We extracted the news titles from the Guardian web site for our classification purpose. We used seven different data sets which include news titles from seven categories. The seven categories were World News, Football news, Tech news, Art and Entertainment news, Business News, Environment news and Travel news. For each category, there were 7000 news titles as training data and 1000 news titles as test data. So we performed our experiment on altogether 49,000 training data and 7000 test data.

Feature vocabulary creation

The first task was to create a feature vocabulary out of the obtained dataset. This feature vocabulary is the list of 3000 most frequently occurring concepts from all of the dataset. We passed each news title from dataset through pre-processing, conceptualization, and co-occurring terms phase and sorted a list of 3000 most frequently occurring concepts or terms.

Input representation

After feature vocabulary was constructed, the next task was to represent each input short text (news title) into a vector form that can be fed into our deep neural network. For this, we passed each text through all the phases and generated their relevant concepts and co-occurring terms. Input representation of a given short text is the 3000 dimensional vector, where ith row of this vector represents the frequency of ith item of feature vocabulary in this enriched short text.

Deep neural network training and evaluation

We used the DNN model as described above for the training purpose (both pre-training and fine tuning). At first, all the parameters of the network, that is the weights and biases, are randomized using Gaussian distribution. To update these parameters we used mini-batches gradient descent technique. The size of batches for pre-training and fine tuning are 100 and 500 respectively. Instead of updating the parameters after every training examples (stochastic gradient descent) or updating the parameters once after all the training examples have been processed (batch gradient descent), this technique speeds up the training process as gradient of loss is averaged over each mini-batch (Table 1).

In this research, our DNN has a size of 3000, 500, 250 and 128 i.e. input layer has 3000 elements and sub-sequent hidden layers are of 500, 250 and 128, sizes. The model parameters like number of units in hidden layers, batch size etc. are set based on the result of validation set.

Result

Table 1 Comparison among various classification methods [22]

Table 1 shows the classification accuracy of various methods applied to “Wikipedia Short Sentences” dataset as stated in [22]. We wanted to see the effect of adding verb terms in overall accuracy. So we re-implemented the EDNN-SVM done in [22] and tested with our dataset. In our work, we call EDNN-SVM method applied to our dataset as EDNN-N as it uses just the noun terms for enrichment. The accuracy of this experiment was 58.02%.
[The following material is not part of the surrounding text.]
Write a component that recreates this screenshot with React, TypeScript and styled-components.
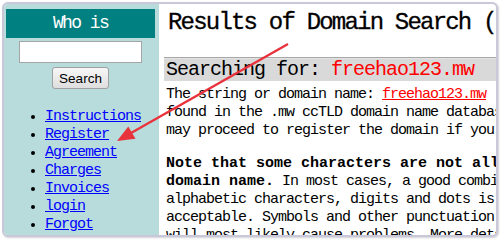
import * as React from "react";
import styled, { createGlobalStyle } from "styled-components";

const GlobalStyle = createGlobalStyle`
  html, body {
    margin: 0;
    padding: 0;
    background: #ffffff;
    width: 500px;
    height: 240px;
    overflow: hidden;
  }
`;

const MONO = `"Liberation Mono", "Courier New", monospace`;

const Frame = styled.div`
  position: relative;
  box-sizing: border-box;
  margin: 2px 0 0 2px;
  width: 496px;
  height: 235px;
  border: 2px solid #c8c8d8;
  border-radius: 6px;
  box-shadow: 1px 1px 2px rgba(120, 120, 140, 0.35);
  overflow: hidden;
  display: flex;
  background: #ffffff;
`;

const Sidebar = styled.div`
  flex: 0 0 155px;
  box-sizing: border-box;
  background: #b8dcdc;
  padding: 5px 4px 0 2px;
  display: flex;
  flex-direction: column;
  align-items: center;

  & > * {
    flex-shrink: 0;
  }
`;

const SideHeader = styled.div`
  align-self: stretch;
  height: 29px;
  background: #008080;
  color: #ffffff;
  font-family: ${MONO};
  font-size: 18px;
  letter-spacing: -1.6px;
  line-height: 29px;
  text-align: center;
  white-space: pre;
`;

const SearchInput = styled.input`
  box-sizing: border-box;
  width: 123px;
  height: 22px;
  margin: 3px 0 0 0;
  border: 1px solid #a5a5a5;
  background: #ffffff;
  padding: 0 3px;
`;

const SearchButton = styled.button`
  box-sizing: border-box;
  width: 57px;
  height: 22px;
  margin-top: 4px;
  border: 1px solid #a0a0a0;
  border-radius: 3px;
  background: linear-gradient(#f7f7f7, #dedede);
  font-family: "Liberation Sans", Arial, sans-serif;
  font-size: 13.5px;
  color: #000000;
  padding: 0;
`;

const NavList = styled.ul`
  align-self: stretch;
  margin: 19px 0 0 0;
  padding: 0 0 0 39px;
  font-family: ${MONO};
  font-size: 15px;
  letter-spacing: -1px;
  line-height: 18px;
  list-style: disc;
`;

const NavItem = styled.li`
  &::marker {
    font-size: 13px;
  }
`;

const NavLink = styled.a`
  color: #0000ff;
  text-decoration: underline;
`;

const Main = styled.div`
  flex: 1;
  min-width: 0;
  padding: 4px 0 0 5px;
  font-family: ${MONO};
  color: #000000;
`;

const Title = styled.h1`
  margin: 0 0 0 4px;
  font-size: 24px;
  font-weight: normal;
  letter-spacing: -1.8px;
  line-height: 30px;
  white-space: nowrap;
  -webkit-text-stroke: 0.3px #000000;
`;

const Rule = styled.div`
  margin-top: 19px;
  height: 1px;
  border-top: 1px solid #a8a8a8;
  background: #e2e2e2;
`;

const Band = styled.div`
  height: 22px;
  background: #d9d9d9;
  padding-left: 2px;
  font-size: 20px;
  letter-spacing: -1px;
  line-height: 22px;
  white-space: nowrap;
`;

const Red = styled.span`
  color: #ff0000;
`;

const Para = styled.div<{ $gap?: number }>`
  margin-top: ${p => p.$gap ?? 0}px;
  padding-left: 2px;
  font-size: 15px;
  letter-spacing: -1px;
  line-height: 18px;
`;

const Line = styled.div`
  white-space: nowrap;
`;

const Strong = styled.b`
  letter-spacing: 0;
`;

const RedLink = styled.a`
  color: #ff0000;
  text-decoration: underline;
`;

const Arrow = styled.svg`
  position: absolute;
  left: -4px;
  top: -4px;
  width: 500px;
  height: 240px;
  pointer-events: none;
`;

const links = [
  "Instructions",
  "Register",
  "Agreement",
  "Charges",
  "Invoices",
  "login",
  "Forgot",
  "Password"
];

export default function App() {
  return (
    <>
      <GlobalStyle />
      <Frame>
        <Sidebar>
          <SideHeader>Who is</SideHeader>
          <SearchInput type="text" />
          <SearchButton type="button">Search</SearchButton>
          <NavList>
            {links.map(l => (
              <NavItem key={l}>
                <NavLink href="#">{l}</NavLink>
              </NavItem>
            ))}
          </NavList>
        </Sidebar>
        <Main>
          <Title>Results of Domain Search (freehao123.mw)</Title>
          <Rule />
          <Band>
            Searching for: <Red>freehao123.mw</Red>
          </Band>
          <Para $gap={5}>
            <Line>
              The string or domain name: <RedLink href="#">freehao123.mw</RedLink>
            </Line>
            <Line>found in the .mw ccTLD domain name database.</Line>
            <Line>may proceed to register the domain if you wish.</Line>
          </Para>
          <Para $gap={15}>
            <Line>
              <Strong>Note that some characters are not allowed in a</Strong>
            </Line>
            <Line>
              <Strong>domain name.</Strong> In most cases, a good combination of
            </Line>
            <Line>alphabetic characters, digits and dots is</Line>
            <Line>acceptable. Symbols and other punctuation</Line>
            <Line>will most likely cause problems. More details</Line>
          </Para>
        </Main>
        <Arrow viewBox="0 0 500 240">
          <line x1="288" y1="44" x2="131" y2="133" stroke="#e8323c" strokeWidth="2.4" />
          <polygon points="117,141 135.5,138.7 128.3,126.5" fill="#e8323c" />
        </Arrow>
      </Frame>
    </>
  );
}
After that, we included the verb terms along with noun terms and noun phrases in feature vocabulary as well as feature vector and conducted the experiment to see if inclusion of verb terms can remove the ambiguity (if any) and improve the accuracy of the result. We call this EDNN-NV model. The accuracy obtained was 60.25%. So there was about 2% increase in accuracy after considering verb terms present in a given short text. Figure 4 shows the accuracy of each category predicted by our model EDNN-NV. We have a lowest accuracy for World News category which is 33.33%. Similarly, we have highest accuracy for Football News category which is 74.91%. The other five categories have accuracy in between these percentages. Figure 5 compares the results of EDNN-N and our EDNN-NV model

Fig. 4
figure 4

Each category comparison

Fig. 5
figure 5

Without using verb terms(EDNN-N) vs using verb terms(EDNN-NV) on our dataset

Conclusions

Our research tackled the problem of classifying short texts. The challenge of short texts are lack of enough context and the ambiguity that may arise due to it. So, we implemented the conceptualization and co-occurring terms enrichment technique in our work, for a given short text and presented a novel idea of including verb terms in text enrichment. First, we computed the sorted list of verbs occurring in the dataset and filtered the list with the verbs that somewhat represent the categories we had considered. Then, we inserted those filtered verbs into the previously computed feature vocabulary. This way, the representative verbs become the feature for incoming short text. We also presented a simple four layers deep neural network to classify the input short text.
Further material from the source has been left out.